PAULO EDUARDO MENDES, Juiz de Direito e jornalista
Publicado no jornal Diário do Nordeste, dia 3 de maio de 2003
As linhas que se seguem vêm em estilo de recado. Espécie de "carta aberta"
ao presidente da República. Forma lídima de dizer que sou juiz há 31 anos.
Não conhecia a "Caixa-Preta da Justiça". Confesso. Agora digo que a
curiosidade "me pegou". Pé ante pé, fui vê-la. Pasmem! Após busca cautelosa.
Medrosa mesmo. Medo de encontrar as mazelas decantadas... Constatar a
existência de focos deletéricos do Poder Judiciário, seria o fim! O que lá
encontrei?
Liberei a tranca. Levantei a tampa. Mirei o conteúdo! Lá estava um mundo de
coisas. Bagagem imprestável para usá-la, no propósito de mudanças. De
repente, a reforma do Judiciário não vem atingir seu escopo. Querem usar a
"caixa-preta" para apagar ou desviar o doce mistério da grandeza que ainda
paira em torno dos atos de Thêmis. A Deusa da Justiça sendo maculada na sua
divindade de ser impoluta. Quebrar a harmonia da pureza que permanece nos
atos restauradores da dignidade humana. A Justiça queda-se no devaneio de
que todos são iguais diante das leis. Leis que jorram, lamentavelmente, de
torneiras sem filtro.

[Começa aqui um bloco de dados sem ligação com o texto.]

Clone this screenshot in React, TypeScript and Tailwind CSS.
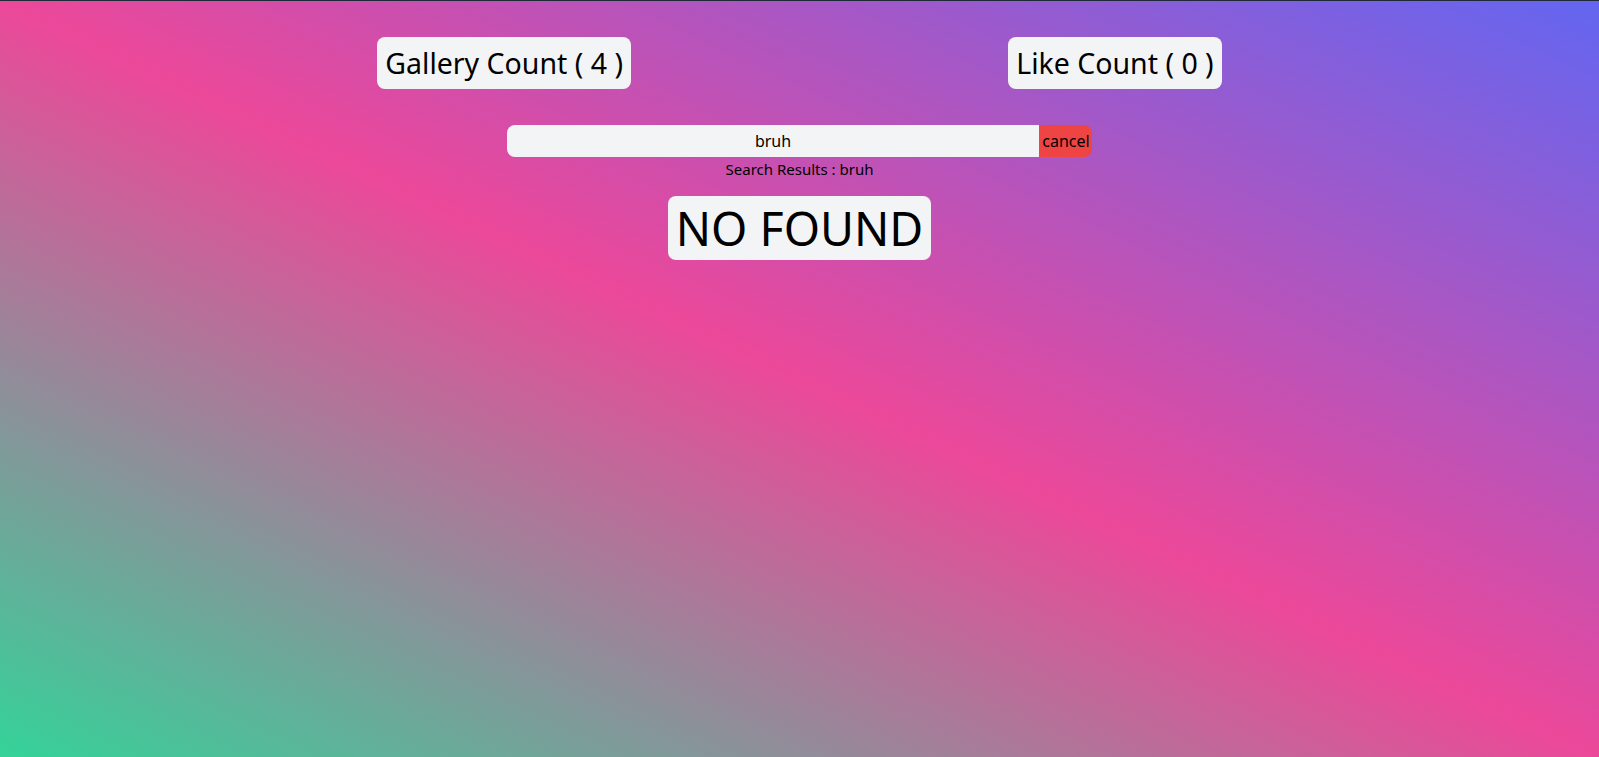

Nenhuma depuração na limpeza dos costumes. Falsa moral
tentando alterar o rumo dos fatos.
Nós, juízes, somos responsáveis pelo avanço irrefletido das críticas.
Deixamos correr o barco da insensatez, permitindo que se guarde, na
"caixa-preta", o silêncio! Calamos ante as sandices políticas. Merecemos as
palavras do presidente da República que, na sua ingenuidade, age como gente
do povo a querer respostas rápidas. Ele, como eu, está estarrecido com a
existência da "caixa-preta". Lá, contudo, vai-se encontrar a necessidade de
usar firmemente o controle interno, com o aval da coragem de dizer tudo. Não
calar quando o assunto merecer explicação. Dizer a verdade, sem deixar
embaixo do tapete o lixo residual da poeira da insatisfação que mexe com os
nervos de um povo aflito.
Ao escancarar a "caixa-preta", vamos ousar dizer que reconhecemos a
necessidade de reformar o Judiciário, dando-lhe a autonomia da liberdade de
expressão. Nada de lei que emudece o juiz ou o promotor como agentes
operacionais da máquina da Justiça. Nada mais sórdido que a lei do silêncio.
Abrir o verbo e declinar o uso indevido da prudência que não acautela. É
preciso agir. Mostrar que a "caixa-preta" não é do Judiciário. É do momento
que atravessamos. É o uso, mau uso, da gaveta para guardados que não se
prestam a arquivos decentes. "Caixa-preta" ou de "Pandora" é fantasia de
retórica. Nenhum juiz do mundo teme as caixas de surpresas ao saber que
nelas estão depositadas as últimas esperanças de tornar diáfano os anseios
de Justiça. Só nos resta concordar com o Lula, por saber que ele é o
porta-voz da Presidência da República, ou seja, do povo que o elegeu. É o
nosso presidente. O presidente do Brasil. O meu presidente...
Na verdade, Lula, Vossa Excelência é o presidente. Lembre-se. Adote, como
vem adotando, a moralidade como regra básica de tudo o que faz e não vá
buscar, no fundo do poço, a lama que já arrebenta a tampa do baú das
incertezas. Apenas a título de ilustração: a administração honesta do que se
arrecada é a fonte que pode fazer jorrar a água pura capaz de lavar a
"caixa-preta", escoimando-a de toda a sujeira que aí está e que não serve,
sequer, parar guardar frase de efeito, quanto mais para inspirar "controle
externo para a magistratura".
A confiança e a esperança são as formas que me acompanham neste final de
correspondência aberta, sem usar a caixa postal. Chega de caixas!